• Given exercise:
Go through the data below. List every line that holds the word "this".

• Supplied data:

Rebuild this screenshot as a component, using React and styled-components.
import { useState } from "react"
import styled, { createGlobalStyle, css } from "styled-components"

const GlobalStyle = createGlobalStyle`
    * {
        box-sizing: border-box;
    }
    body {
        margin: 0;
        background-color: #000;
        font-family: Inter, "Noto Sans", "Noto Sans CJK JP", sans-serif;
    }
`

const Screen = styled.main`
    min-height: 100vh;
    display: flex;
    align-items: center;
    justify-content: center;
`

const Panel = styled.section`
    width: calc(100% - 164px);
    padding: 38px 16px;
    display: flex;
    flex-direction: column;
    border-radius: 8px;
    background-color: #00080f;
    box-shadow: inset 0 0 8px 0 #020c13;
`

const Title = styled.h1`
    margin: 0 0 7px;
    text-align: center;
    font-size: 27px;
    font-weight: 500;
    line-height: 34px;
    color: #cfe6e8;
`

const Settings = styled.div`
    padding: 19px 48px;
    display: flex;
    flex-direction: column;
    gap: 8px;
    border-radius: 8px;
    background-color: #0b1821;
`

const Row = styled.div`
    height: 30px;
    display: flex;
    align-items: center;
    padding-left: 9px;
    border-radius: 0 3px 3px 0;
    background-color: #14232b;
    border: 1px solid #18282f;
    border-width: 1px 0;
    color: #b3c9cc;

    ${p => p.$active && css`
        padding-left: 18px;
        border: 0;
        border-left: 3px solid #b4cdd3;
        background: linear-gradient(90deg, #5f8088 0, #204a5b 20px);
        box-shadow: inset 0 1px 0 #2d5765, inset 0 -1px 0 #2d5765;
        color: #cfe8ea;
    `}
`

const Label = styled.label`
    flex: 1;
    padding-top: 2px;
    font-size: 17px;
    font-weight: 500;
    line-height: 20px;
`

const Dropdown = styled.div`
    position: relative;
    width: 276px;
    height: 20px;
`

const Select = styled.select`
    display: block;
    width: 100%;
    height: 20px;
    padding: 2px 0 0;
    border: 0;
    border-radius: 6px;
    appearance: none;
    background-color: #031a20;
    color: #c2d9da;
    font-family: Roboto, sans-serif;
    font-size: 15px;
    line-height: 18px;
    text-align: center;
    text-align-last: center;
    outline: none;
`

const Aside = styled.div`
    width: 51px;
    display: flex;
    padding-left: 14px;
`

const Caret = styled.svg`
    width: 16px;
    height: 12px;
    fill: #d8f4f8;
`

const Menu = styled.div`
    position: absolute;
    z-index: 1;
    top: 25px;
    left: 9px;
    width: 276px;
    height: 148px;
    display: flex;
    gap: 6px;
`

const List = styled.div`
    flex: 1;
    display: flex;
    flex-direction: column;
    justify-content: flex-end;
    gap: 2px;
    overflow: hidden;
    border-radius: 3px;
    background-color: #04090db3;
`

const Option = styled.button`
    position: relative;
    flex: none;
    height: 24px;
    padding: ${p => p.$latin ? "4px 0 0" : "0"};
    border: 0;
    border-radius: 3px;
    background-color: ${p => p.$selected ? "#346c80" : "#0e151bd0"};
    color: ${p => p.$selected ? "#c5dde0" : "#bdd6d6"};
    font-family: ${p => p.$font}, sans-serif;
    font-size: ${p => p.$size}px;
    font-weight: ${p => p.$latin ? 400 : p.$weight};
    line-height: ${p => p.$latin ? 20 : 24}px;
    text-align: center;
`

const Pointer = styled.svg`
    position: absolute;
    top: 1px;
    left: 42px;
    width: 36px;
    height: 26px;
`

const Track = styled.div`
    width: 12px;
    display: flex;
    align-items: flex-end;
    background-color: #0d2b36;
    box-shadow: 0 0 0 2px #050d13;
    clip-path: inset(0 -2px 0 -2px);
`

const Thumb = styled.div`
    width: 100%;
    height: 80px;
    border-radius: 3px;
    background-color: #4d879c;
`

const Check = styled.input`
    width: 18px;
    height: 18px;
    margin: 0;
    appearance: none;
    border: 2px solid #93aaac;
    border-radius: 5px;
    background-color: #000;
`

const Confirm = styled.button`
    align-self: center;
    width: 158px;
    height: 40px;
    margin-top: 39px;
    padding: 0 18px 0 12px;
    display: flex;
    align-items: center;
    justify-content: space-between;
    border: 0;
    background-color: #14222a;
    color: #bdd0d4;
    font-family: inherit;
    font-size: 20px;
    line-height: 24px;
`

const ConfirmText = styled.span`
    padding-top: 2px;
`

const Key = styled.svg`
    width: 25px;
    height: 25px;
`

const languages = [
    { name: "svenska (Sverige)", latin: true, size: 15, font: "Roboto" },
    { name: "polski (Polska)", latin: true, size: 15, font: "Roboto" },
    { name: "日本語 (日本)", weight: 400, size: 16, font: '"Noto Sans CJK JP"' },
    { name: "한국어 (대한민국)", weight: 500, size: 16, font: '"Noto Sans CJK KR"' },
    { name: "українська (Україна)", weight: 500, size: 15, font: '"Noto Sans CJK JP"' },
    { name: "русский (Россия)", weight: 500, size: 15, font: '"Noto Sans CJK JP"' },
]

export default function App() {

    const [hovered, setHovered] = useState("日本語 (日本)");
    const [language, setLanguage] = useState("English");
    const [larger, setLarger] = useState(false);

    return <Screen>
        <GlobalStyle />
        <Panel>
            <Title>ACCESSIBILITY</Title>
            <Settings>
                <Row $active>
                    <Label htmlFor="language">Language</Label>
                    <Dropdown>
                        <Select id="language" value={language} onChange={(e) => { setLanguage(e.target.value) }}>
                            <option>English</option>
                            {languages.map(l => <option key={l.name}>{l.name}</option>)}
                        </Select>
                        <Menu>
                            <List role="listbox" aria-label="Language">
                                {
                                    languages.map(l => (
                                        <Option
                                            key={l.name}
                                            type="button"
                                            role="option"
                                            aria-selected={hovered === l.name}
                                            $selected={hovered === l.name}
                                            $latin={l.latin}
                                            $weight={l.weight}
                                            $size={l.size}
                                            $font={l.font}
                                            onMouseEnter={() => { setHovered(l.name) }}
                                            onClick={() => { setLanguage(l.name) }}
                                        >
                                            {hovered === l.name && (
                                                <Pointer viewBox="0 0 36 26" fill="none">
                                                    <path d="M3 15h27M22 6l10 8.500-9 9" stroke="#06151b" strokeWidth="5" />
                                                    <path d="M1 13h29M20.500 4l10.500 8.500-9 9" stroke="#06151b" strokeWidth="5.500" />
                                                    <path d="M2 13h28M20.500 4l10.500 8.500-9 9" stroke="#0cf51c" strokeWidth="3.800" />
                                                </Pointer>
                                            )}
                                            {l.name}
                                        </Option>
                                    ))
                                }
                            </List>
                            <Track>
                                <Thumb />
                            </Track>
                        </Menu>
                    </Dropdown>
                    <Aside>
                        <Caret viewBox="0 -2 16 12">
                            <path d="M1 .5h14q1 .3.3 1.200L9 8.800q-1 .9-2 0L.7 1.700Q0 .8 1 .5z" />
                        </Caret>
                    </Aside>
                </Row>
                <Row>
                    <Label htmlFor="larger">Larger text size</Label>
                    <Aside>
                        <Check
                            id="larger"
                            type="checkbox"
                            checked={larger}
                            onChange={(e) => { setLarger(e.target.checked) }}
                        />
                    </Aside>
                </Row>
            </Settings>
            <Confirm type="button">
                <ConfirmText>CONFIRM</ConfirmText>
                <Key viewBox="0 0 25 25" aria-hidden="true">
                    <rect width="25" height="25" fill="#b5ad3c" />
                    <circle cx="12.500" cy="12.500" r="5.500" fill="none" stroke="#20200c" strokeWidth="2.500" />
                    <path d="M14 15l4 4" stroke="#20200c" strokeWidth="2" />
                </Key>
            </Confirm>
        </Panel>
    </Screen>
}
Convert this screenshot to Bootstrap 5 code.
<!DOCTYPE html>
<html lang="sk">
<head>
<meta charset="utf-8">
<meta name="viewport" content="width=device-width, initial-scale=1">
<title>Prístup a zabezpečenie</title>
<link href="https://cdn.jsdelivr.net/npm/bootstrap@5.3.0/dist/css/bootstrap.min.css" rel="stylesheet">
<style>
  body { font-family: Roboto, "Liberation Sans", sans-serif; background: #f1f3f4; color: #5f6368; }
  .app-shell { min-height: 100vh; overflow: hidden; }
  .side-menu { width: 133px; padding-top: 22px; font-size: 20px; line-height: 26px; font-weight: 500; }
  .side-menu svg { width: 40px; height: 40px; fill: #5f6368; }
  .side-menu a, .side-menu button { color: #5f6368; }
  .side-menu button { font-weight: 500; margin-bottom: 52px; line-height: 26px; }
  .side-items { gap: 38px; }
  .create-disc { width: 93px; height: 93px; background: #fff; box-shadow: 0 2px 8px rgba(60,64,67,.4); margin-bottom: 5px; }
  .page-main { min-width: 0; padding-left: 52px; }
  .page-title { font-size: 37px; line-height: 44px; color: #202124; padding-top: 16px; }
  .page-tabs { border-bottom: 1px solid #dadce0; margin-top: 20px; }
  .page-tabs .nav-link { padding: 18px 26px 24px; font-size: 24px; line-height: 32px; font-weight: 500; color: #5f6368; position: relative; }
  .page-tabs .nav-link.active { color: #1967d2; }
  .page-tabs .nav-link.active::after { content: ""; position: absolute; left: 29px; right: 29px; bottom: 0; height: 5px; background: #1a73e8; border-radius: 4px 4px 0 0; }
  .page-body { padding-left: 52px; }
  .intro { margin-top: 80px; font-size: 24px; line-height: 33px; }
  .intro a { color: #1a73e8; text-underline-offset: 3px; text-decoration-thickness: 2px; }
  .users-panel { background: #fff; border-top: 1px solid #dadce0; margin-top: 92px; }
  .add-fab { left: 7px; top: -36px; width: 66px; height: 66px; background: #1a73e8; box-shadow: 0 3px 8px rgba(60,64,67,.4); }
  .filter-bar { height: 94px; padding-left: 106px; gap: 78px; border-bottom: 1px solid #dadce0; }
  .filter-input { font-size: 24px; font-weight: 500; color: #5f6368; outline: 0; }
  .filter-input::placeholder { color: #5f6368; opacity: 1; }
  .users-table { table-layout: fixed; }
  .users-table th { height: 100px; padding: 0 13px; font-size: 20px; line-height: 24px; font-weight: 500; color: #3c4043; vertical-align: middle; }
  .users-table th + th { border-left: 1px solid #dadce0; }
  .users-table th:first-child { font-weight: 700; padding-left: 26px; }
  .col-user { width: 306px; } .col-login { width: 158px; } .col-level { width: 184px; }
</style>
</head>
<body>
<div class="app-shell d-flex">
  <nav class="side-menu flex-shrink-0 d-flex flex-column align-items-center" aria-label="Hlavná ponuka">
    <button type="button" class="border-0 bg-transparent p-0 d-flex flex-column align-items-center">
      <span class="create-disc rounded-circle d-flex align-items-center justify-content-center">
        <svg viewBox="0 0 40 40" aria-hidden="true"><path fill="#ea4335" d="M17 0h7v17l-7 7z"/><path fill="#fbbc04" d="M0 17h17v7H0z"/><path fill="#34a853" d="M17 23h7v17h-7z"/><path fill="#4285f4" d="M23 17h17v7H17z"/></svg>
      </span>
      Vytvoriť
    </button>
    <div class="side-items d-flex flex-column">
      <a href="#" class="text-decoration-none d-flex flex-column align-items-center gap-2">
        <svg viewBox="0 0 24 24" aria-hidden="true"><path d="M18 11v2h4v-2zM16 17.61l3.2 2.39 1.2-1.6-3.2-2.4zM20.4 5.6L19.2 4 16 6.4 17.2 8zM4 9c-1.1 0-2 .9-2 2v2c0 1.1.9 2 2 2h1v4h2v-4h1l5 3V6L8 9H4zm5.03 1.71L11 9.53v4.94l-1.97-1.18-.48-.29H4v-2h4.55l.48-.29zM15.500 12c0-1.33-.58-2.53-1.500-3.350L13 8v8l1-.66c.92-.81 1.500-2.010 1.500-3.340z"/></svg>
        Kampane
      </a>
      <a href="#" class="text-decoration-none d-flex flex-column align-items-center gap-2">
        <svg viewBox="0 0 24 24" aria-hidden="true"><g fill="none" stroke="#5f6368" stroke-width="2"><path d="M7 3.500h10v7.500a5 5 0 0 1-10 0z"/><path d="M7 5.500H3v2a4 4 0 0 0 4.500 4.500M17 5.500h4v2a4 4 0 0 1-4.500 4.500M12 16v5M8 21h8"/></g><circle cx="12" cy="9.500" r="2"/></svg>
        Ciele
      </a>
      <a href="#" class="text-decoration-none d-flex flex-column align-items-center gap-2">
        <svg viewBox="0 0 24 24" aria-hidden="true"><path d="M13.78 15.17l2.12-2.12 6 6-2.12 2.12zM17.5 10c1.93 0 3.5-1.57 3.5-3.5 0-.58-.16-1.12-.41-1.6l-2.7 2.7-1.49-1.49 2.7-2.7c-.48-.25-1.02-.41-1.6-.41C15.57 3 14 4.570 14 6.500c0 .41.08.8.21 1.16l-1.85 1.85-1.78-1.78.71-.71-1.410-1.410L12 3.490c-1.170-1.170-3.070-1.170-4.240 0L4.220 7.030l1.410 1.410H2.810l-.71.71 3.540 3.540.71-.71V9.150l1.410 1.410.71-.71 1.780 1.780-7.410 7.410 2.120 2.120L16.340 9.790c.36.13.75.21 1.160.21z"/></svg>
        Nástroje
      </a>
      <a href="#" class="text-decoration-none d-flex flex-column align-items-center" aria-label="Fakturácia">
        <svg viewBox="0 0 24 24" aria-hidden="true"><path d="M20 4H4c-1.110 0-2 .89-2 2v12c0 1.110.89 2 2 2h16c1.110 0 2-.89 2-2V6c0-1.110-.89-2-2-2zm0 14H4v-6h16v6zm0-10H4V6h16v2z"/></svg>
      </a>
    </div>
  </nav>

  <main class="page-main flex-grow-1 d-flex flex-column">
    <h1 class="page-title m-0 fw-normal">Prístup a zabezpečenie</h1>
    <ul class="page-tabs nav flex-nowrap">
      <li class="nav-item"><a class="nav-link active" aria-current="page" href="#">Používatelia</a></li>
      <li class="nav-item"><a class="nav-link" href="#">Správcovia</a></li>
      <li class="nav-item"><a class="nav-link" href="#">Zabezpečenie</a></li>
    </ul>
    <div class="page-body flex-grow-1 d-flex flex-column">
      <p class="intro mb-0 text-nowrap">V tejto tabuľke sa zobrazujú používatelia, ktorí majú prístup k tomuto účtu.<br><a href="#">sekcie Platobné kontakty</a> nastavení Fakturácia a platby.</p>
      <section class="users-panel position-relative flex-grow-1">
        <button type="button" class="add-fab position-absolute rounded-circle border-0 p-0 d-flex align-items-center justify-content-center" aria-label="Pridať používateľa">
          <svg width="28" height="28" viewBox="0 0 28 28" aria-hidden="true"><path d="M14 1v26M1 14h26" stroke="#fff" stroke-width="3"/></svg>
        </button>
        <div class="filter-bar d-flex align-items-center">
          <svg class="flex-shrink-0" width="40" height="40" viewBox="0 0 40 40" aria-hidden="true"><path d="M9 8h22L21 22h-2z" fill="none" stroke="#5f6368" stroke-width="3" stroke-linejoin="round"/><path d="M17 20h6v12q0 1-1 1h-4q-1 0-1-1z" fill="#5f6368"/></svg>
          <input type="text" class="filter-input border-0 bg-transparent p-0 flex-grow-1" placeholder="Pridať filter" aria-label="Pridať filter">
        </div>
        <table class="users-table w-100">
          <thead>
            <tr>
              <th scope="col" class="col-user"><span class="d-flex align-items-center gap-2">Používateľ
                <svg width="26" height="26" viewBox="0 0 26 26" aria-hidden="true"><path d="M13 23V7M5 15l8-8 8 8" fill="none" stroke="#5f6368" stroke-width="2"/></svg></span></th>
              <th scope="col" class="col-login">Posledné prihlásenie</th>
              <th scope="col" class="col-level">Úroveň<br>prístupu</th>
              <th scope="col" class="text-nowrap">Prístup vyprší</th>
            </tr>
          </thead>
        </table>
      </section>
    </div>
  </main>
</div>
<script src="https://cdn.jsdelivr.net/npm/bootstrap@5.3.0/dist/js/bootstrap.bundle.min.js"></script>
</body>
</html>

• Task result:
Rebuild this screenshot as a component, using React and styled-components.
Convert this screenshot to Bootstrap 5 code.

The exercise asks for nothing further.